What the task requires: Go through the entries below and copy each line containing the word "Clone".

==============================

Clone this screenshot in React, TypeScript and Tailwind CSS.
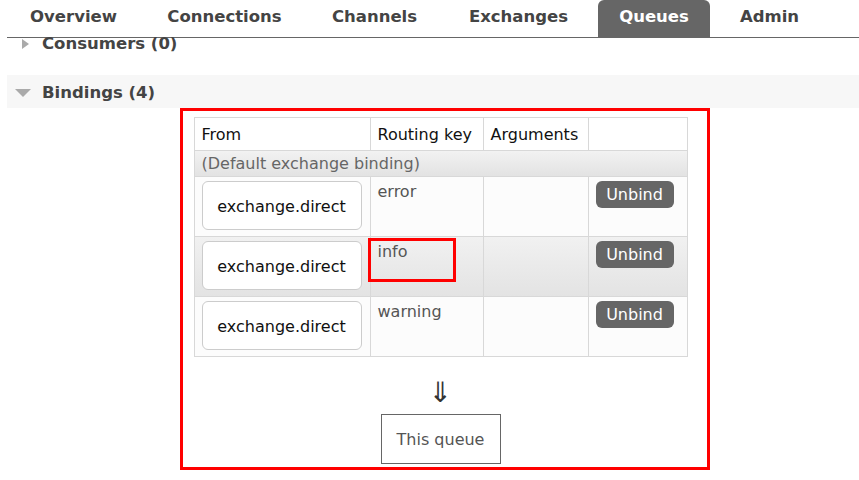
import React from "react";

const tabs = [
  { label: "Overview", width: "w-[131px]" },
  { label: "Connections", width: "w-[157px]" },
  { label: "Channels", width: "w-[129px]" },
  { label: "Exchanges", width: "w-[145px]" },
  { label: "Queues", width: "w-[112px]", active: true },
  { label: "Admin", width: "w-[105px]" },
];

const bindings = [
  { from: "exchange.direct", key: "error", shaded: false },
  { from: "exchange.direct", key: "info", shaded: true, marked: true },
  { from: "exchange.direct", key: "warning", shaded: false },
];

const App = () => {
  return (
    <div className="w-[859px] h-[480px] overflow-hidden bg-white font-['DejaVu_Sans',Verdana,sans-serif] text-[#444]">
      {/* Barra de pestañas */}
      <div className="ml-[7px] h-[38px] flex items-end gap-[7px] pl-px border-b border-[#666]">
        {tabs.map((tab) => (
          <div
            key={tab.label}
            className={`${tab.width} h-[37px] flex items-center justify-center text-[16.5px] font-bold leading-none pb-[3px] rounded-t-[6px] ${
              tab.active ? "bg-[#666] text-white" : "text-[#444]"
            }`}
          >
            {tab.label}
          </div>
        ))}
      </div>

      {/* Consumers */}
      <div className="h-[14px] flex items-center ml-[22px] -mt-[1px]">
        <span className="w-0 h-0 border-y-[5px] border-y-transparent border-l-[7px] border-l-[#aaa]" />
        <span className="ml-[13px] text-[16.5px] font-bold leading-none">Consumers (0)</span>
      </div>

      {/* Bindings */}
      <div className="mt-[24px] ml-[7px] h-[33px] bg-[#f7f7f7] flex items-center pt-[3px]">
        <span className="ml-[8px] w-0 h-0 border-x-[8px] border-x-transparent border-t-[8px] border-t-[#aaa]" />
        <span className="ml-[11px] text-[16.5px] font-bold leading-none">Bindings (4)</span>
      </div>

      <div className="ml-[180px] w-[530px] h-[362px] border-[3px] border-[#ff0000] pl-[11px] pt-[6px]">
        <div className="w-[493px] flex flex-col items-center">
          <table className="w-[493px] border-collapse text-[16px] table-fixed">
            <colgroup>
              <col className="w-[176px]" />
              <col className="w-[113px]" />
              <col className="w-[105px]" />
              <col className="w-[99px]" />
            </colgroup>
            <thead>
              <tr className="bg-white text-[#111]">
                <th className="h-[33px] border border-[#d8d8d8] px-[7px] pt-[2px] text-left font-normal">From</th>
                <th className="h-[33px] border border-[#d8d8d8] px-[7px] pt-[2px] text-left font-normal">Routing key</th>
                <th className="h-[33px] border border-[#d8d8d8] px-[7px] pt-[2px] text-left font-normal">Arguments</th>
                <th className="h-[33px] border border-[#d8d8d8]" />
              </tr>
            </thead>
            <tbody>
              <tr className="bg-gradient-to-b from-[#f2f2f2] to-[#e2e2e2]">
                <td colSpan={4} className="h-[26px] border border-[#d8d8d8] px-[7px] pt-[1px] text-[#666] leading-none">
                  (Default exchange binding)
                </td>
              </tr>
              {bindings.map((b) => (
                <tr
                  key={b.key}
                  className={b.shaded ? "bg-gradient-to-b from-[#f1f1f1] to-[#e3e3e3]" : "bg-[#fcfcfc]"}
                >
                  <td className="h-[60px] border border-[#d8d8d8] px-[7px] py-[4px] align-top">
                    <div className="w-[160px] h-[49px] bg-white border border-[#ccc] rounded-[6px] flex items-center justify-center text-[#111] pt-[2px]">
                      {b.from}
                    </div>
                  </td>
                  <td className="relative h-[60px] border border-[#d8d8d8] px-[7px] pt-[3px] align-top text-[#555]">
                    {b.key}
                    {b.marked && (
                      <div className="absolute left-[-3px] top-[1px] w-[88px] h-[44px] border-[3px] border-[#ff0000]" />
                    )}
                  </td>
                  <td className="h-[60px] border border-[#d8d8d8]" />
                  <td className="h-[60px] border border-[#d8d8d8] px-[7px] pt-[4px] align-top">
                    <div className="w-[78px] h-[27px] bg-[#666] rounded-[6px] text-white flex items-center justify-center leading-none">
                      Unbind
                    </div>
                  </td>
                </tr>
              ))}
            </tbody>
          </table>

          <div className="mt-[18px] text-[28px] leading-[36px] text-[#333]">⇓</div>
          <div className="mt-[3px] w-[120px] h-[50px] border border-[#666] flex items-center justify-center text-[16px] text-[#555] pt-[2px]">
            This queue
          </div>
        </div>
      </div>
    </div>
  );
};

export default App;
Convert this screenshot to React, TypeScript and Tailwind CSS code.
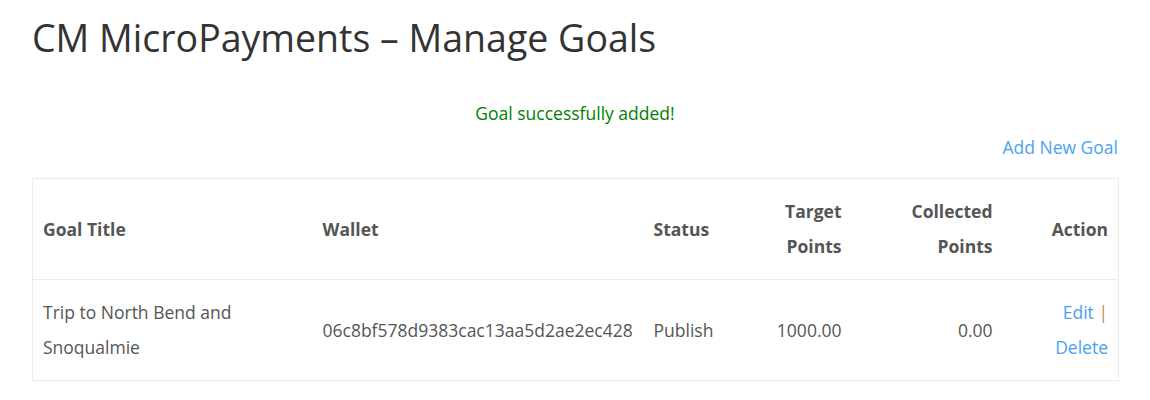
export default function App() {
  const th = "font-bold px-[10px] py-[15px] align-middle";
  const td = "px-[10px] py-[15px] align-middle";
  return (
    <div className="w-[1150px] h-[400px] bg-white text-[#555] font-['Open_Sans',sans-serif] px-[32px] overflow-hidden">
      <h1 className="text-[37.5px] leading-[46px] text-[#333] font-normal pt-[15px]">CM MicroPayments – Manage Goals</h1>
      <p className="text-center text-[17.5px] text-[#008000] mt-[40px] leading-[24px]">Goal successfully added!</p>
      <div className="flex justify-end mt-[10px]">
        <a className="text-[17.5px] text-[#4aa3ef] leading-[24px]">Add New Goal</a>
      </div>
      <table className="table-fixed w-[1086px] border border-[#ebebeb] border-collapse mt-[19px] text-[17.5px] leading-[35px]">
        <colgroup>
          <col className="w-[280px]" />
          <col className="w-[331px]" />
          <col className="w-[100px]" />
          <col className="w-[108px]" />
          <col className="w-[151px]" />
          <col className="w-[116px]" />
        </colgroup>
        <thead>
          <tr className="border-b border-[#ebebeb]">
            <th className={`${th} text-left`}>Goal Title</th>
            <th className={`${th} text-left`}>Wallet</th>
            <th className={`${th} text-left`}>Status</th>
            <th className={`${th} text-right`}>Target<br />Points</th>
            <th className={`${th} text-right`}>Collected<br />Points</th>
            <th className={`${th} text-right`}>Action</th>
          </tr>
        </thead>
        <tbody>
          <tr>
            <td className={td}>Trip to North Bend and Snoqualmie</td>
            <td className={td}>06c8bf578d9383cac13aa5d2ae2ec428</td>
            <td className={td}>Publish</td>
            <td className={`${td} text-right`}>1000.00</td>
            <td className={`${td} text-right`}>0.00</td>
            <td className={`${td} text-right`}>
              <a className="text-[#4aa3ef]">Edit</a> <span className="text-[#c08a50]">|</span><br />
              <a className="text-[#4aa3ef]">Delete</a>
            </td>
          </tr>
        </tbody>
      </table>
    </div>
  );
}
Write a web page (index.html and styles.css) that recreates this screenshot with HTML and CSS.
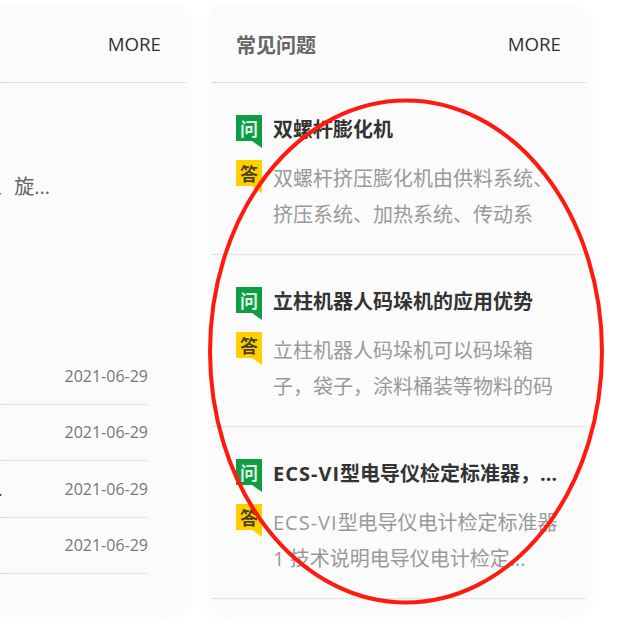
FILE: index.html
```html
<!DOCTYPE html>
<html lang="zh-CN">
<head>
    <meta charset="UTF-8">
    <meta name="viewport" content="width=device-width, initial-scale=1.0">
    <title>常见问题</title>
    <link rel="stylesheet" href="styles.css">
</head>
<body>

    <div class="page">
        <!-- News card, cut off by the window -->
        <section class="card news">
            <div class="card-head">
                <h2></h2>
                <a class="more">MORE</a>
            </div>
            <div class="lead"><p>、旋...</p></div>
            <ul class="news-list">
                <li><span class="date">2021-06-29</span></li>
                <li><span class="date">2021-06-29</span></li>
                <li><span class="news-title">...</span><span class="date">2021-06-29</span></li>
                <li><span class="date">2021-06-29</span></li>
            </ul>
        </section>

        <!-- FAQ card -->
        <section class="card faq">
            <div class="card-head">
                <h2>常见问题</h2>
                <a class="more">MORE</a>
            </div>
            <div class="faq-item">
                <span class="badge ask">问</span>
                <h3>双螺杆膨化机</h3>
                <span class="badge answer">答</span>
                <p>双螺杆挤压膨化机由供料系统、挤压系统、加热系统、传动系</p>
            </div>
            <div class="faq-item">
                <span class="badge ask">问</span>
                <h3>立柱机器人码垛机的应用优势</h3>
                <span class="badge answer">答</span>
                <p>立柱机器人码垛机可以码垛箱子，袋子，涂料桶装等物料的码</p>
            </div>
            <div class="faq-item">
                <span class="badge ask">问</span>
                <h3><span class="latin">ECS-VI</span>型电导仪检定标准器，电导仪电计</h3>
                <span class="badge answer">答</span>
                <p><span class="latin">ECS-VI</span>型电导仪电计检定标准器 1 技术说明电导仪电计检定...</p>
            </div>
        </section>
    </div>

    <!-- Red hand-drawn ring over the FAQ card -->
    <svg class="ring" width="618" height="629" viewBox="0 0 618 629">
        <ellipse cx="406" cy="351.5" rx="196" ry="251" />
    </svg>

</body>
</html>
```

FILE: styles.css
```css
* {
    box-sizing: border-box;
}

body {
    margin: 0;
    width: 618px;
    height: 629px;
    overflow: hidden;
    position: relative;
    background-color: #ffffff;
    font-family: "Open Sans", "Noto Sans CJK SC", sans-serif;
}

.page {
    display: flex;
    gap: 26px;
    padding-top: 6px;
}

.card {
    height: 605px;
    background-color: #fbfbfb;
    box-shadow: 0 4px 16px rgba(0, 0, 0, 0.04);
    overflow: hidden;
}

.news {
    width: 186px;
    flex-shrink: 0;
    border-radius: 0 10px 10px 0;
}

.faq {
    width: 374px;
    flex-shrink: 0;
    border-radius: 10px;
}

.card-head {
    height: 77px;
    padding: 0 25px 0 24px;
    display: flex;
    justify-content: space-between;
    align-items: center;
    border-bottom: 1px dotted #c4c4c4;
}

.card-head h2 {
    margin: 0;
    font-size: 20px;
    font-weight: 700;
    color: #666666;
}

.more {
    padding-bottom: 2px;
    font-size: 18.7px;
    color: #333333;
}

/* News card */
.lead {
    height: 265px;
    padding: 86px 136px 0 0;
    display: flex;
    justify-content: flex-end;
    white-space: nowrap;
}

.lead p {
    margin: 0;
    font-size: 20px;
    line-height: 36px;
    color: #666666;
}

.news-list {
    list-style: none;
    margin: 0;
    padding: 0 38px 0 0;
}

.news-list li {
    height: 56.5px;
    display: flex;
    justify-content: flex-end;
    align-items: center;
    white-space: nowrap;
    border-bottom: 1px dotted #cccccc;
}

.news-title {
    margin-right: 62px;
    font-size: 18px;
    color: #333333;
}

.date {
    flex-shrink: 0;
    font-size: 16px;
    color: #777777;
}

/* FAQ card */
.faq-item {
    height: 172px;
    padding: 32px 24px 0;
    display: grid;
    grid-template-columns: 26px 1fr;
    grid-template-rows: 30px 72px;
    column-gap: 11px;
    row-gap: 16px;
    border-bottom: 1px dotted #cccccc;
}

.faq-item h3 {
    margin: 0;
    font-size: 20px;
    font-weight: 700;
    line-height: 30px;
    color: #333333;
    white-space: nowrap;
    overflow: hidden;
    text-overflow: ellipsis;
}

.faq-item p {
    margin: 0;
    font-size: 20px;
    line-height: 36px;
    color: #999999;
}

.latin {
    letter-spacing: 1px;
}

.badge {
    width: 26px;
    height: 26px;
    position: relative;
    display: flex;
    justify-content: center;
    align-items: center;
    font-size: 18px;
    font-weight: 700;
}

.badge::after {
    content: "";
    position: absolute;
    top: 26px;
    right: 0;
    width: 10px;
    height: 7px;
    background-color: inherit;
    clip-path: polygon(0 0, 100% 0, 100% 100%);
}

.ask {
    background-color: #0d9e44;
    color: #dcefe1;
}

.answer {
    margin-top: -1px;
    background-color: #ffd000;
    color: #4a4020;
}

.ring {
    position: absolute;
    top: 0;
    left: 0;
}

.ring ellipse {
    fill: none;
    stroke: #ff1a10;
    stroke-width: 4;
}
```
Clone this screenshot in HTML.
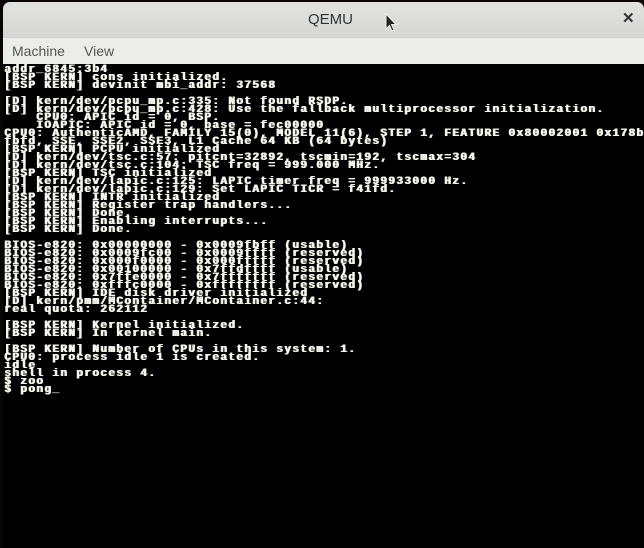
<!DOCTYPE html>
<html><head><meta charset="utf-8"><style>
html,body{margin:0;padding:0;}
body{width:644px;height:548px;background:#000;position:relative;overflow:hidden;font-family:"Liberation Sans",sans-serif;}
#frame{position:absolute;left:0;top:0;width:644px;height:548px;background:#0a0604;}
#title{position:absolute;left:3px;top:2px;width:641px;height:35px;background:linear-gradient(#e2e2e0,#d6d6d4);border-radius:7px 7px 0 0;}
#title .t{position:absolute;left:0;width:641px;top:9px;text-align:center;font-size:15px;color:#2e3436;padding-left:14px;box-sizing:border-box;}
#title .x{position:absolute;left:619px;top:7px;font-size:15px;color:#2e3436;font-weight:bold;}
#menu{position:absolute;left:3px;top:37px;width:641px;height:27px;background:#ececeb;border-top:1px solid #d0d0ce;box-sizing:border-box;}
#menu span{position:absolute;top:5px;font-size:14px;color:#555753;}
#term{position:absolute;left:3px;top:64px;width:641px;height:484px;background:#000;}
pre{position:absolute;left:4px;top:66px;margin:0;font-family:"Liberation Mono",monospace;font-weight:bold;font-size:11px;letter-spacing:1.4px;line-height:8px;color:#f4f4ec;white-space:pre;text-shadow:1px 0 0 #f4f4ec;}
#cursor{position:absolute;left:385px;top:13px;}
</style></head><body>
<div id="frame"></div>
<div id="title"><div class="t">QEMU</div><div class="x">✕</div></div>
<svg id="cursor" width="12" height="20" viewBox="0 0 12 20"><path d="M1 1 L1 16 L4.5 12.5 L7 18 L9 17 L6.5 11.5 L11 11.5 Z" fill="#222" stroke="#eee" stroke-width="1"/></svg>
<div id="menu"><span style="left:9px">Machine</span><span style="left:81px">View</span></div>
<div id="term"></div>
<pre>addr_6845:3b4
[BSP KERN] cons initialized.
[BSP KERN] devinit mbi_addr: 37568

[D] kern/dev/pcpu_mp.c:335: Not found RSDP.
[D] kern/dev/pcpu_mp.c:428: Use the fallback multiprocessor initialization.
    CPU0: APIC id = 0, BSP.
    IOAPIC: APIC id = 0, base = fec00000
CPU0: AuthenticAMD, FAMILY 15(0), MODEL 11(6), STEP 1, FEATURE 0x80002001 0x178b
fbfd, SSE, SSE2, SSE3, L1 Cache 64 KB (64 bytes)
[BSP KERN] PCPU initialized
[D] kern/dev/tsc.c:57: pitcnt=32892, tscmin=192, tscmax=304
[D] kern/dev/tsc.c:104: TSC freq = 999.000 MHz.
[BSP KERN] TSC initialized
[D] kern/dev/lapic.c:125: LAPIC timer freq = 999933000 Hz.
[D] kern/dev/lapic.c:129: Set LAPIC TICR = f41fd.
[BSP KERN] INTR initialized
[BSP KERN] Register trap handlers...
[BSP KERN] Done.
[BSP KERN] Enabling interrupts...
[BSP KERN] Done.

BIOS-e820: 0x00000000 - 0x0009fbff (usable)
BIOS-e820: 0x0009fc00 - 0x0009ffff (reserved)
BIOS-e820: 0x000f0000 - 0x000fffff (reserved)
BIOS-e820: 0x00100000 - 0x7ffdffff (usable)
BIOS-e820: 0x7ffe0000 - 0x7fffffff (reserved)
BIOS-e820: 0xfffc0000 - 0xffffffff (reserved)
[BSP KERN] IDE disk driver initialized
[D] kern/pmm/MContainer/MContainer.c:44:
real quota: 262112

[BSP KERN] Kernel initialized.
[BSP KERN] In kernel main.

[BSP KERN] Number of CPUs in this system: 1.
CPU0: process idle 1 is created.
idle
shell in process 4.
$ zoo
$ pong_</pre>
</body></html>
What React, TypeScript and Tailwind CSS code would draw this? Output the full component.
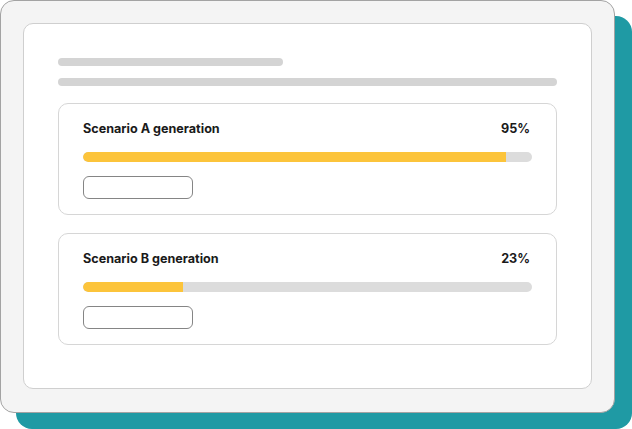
import React from "react";

function ScenarioCard({ title, pct, fill }: { title: string; pct: number; fill: number }) {
  return (
    <div className="rounded-[10px] border border-[#d6d6d6] bg-white px-[24px] pt-[17px] pb-[15px]">
      <div className="flex h-[16px] items-center justify-between pr-[2px] text-[12.6px] font-bold text-[#1a1a1a]">
        <span>{title}</span>
        <span>{pct}%</span>
      </div>
      <div className="mt-[15px] h-[10px] w-full overflow-hidden rounded-full bg-[#dcdcdc]">
        <div className="h-full rounded-l-full bg-[#fcc43b]" style={{ width: `${fill}%` }} />
      </div>
      <div className="mt-[14px] h-[23px] w-[110px] rounded-[6px] border border-[#858585] bg-white" />
    </div>
  );
}

export default function App() {
  return (
    <div
      className="relative h-[429px] w-[632px] overflow-hidden bg-white"
      style={{ fontFamily: "Inter, 'Noto Sans', sans-serif" }}
    >
      <div className="absolute left-[16px] top-[16px] right-0 bottom-0 rounded-[16px] bg-[#1f9aa4]" />
      <div className="relative h-[413px] w-[615px] rounded-[14px] border border-[#a3a3a3] bg-[#f4f4f4] p-[22px]">
        <div className="flex h-[366px] flex-col rounded-[10px] border border-[#cfcfcf] bg-white px-[34px] pt-[34px]">
          <div className="h-[8px] w-[225px] rounded-full bg-[#d4d4d4]" />
          <div className="mt-[12px] h-[8px] w-full rounded-full bg-[#d4d4d4]" />
          <div className="mt-[17px] flex flex-col gap-[18px]">
            <ScenarioCard title="Scenario A generation" pct={95} fill={94.2} />
            <ScenarioCard title="Scenario B generation" pct={23} fill={22.2} />
          </div>
        </div>
      </div>
    </div>
  );
}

==============================

Full response:
Clone this screenshot in React, TypeScript and Tailwind CSS.
Clone this screenshot in HTML.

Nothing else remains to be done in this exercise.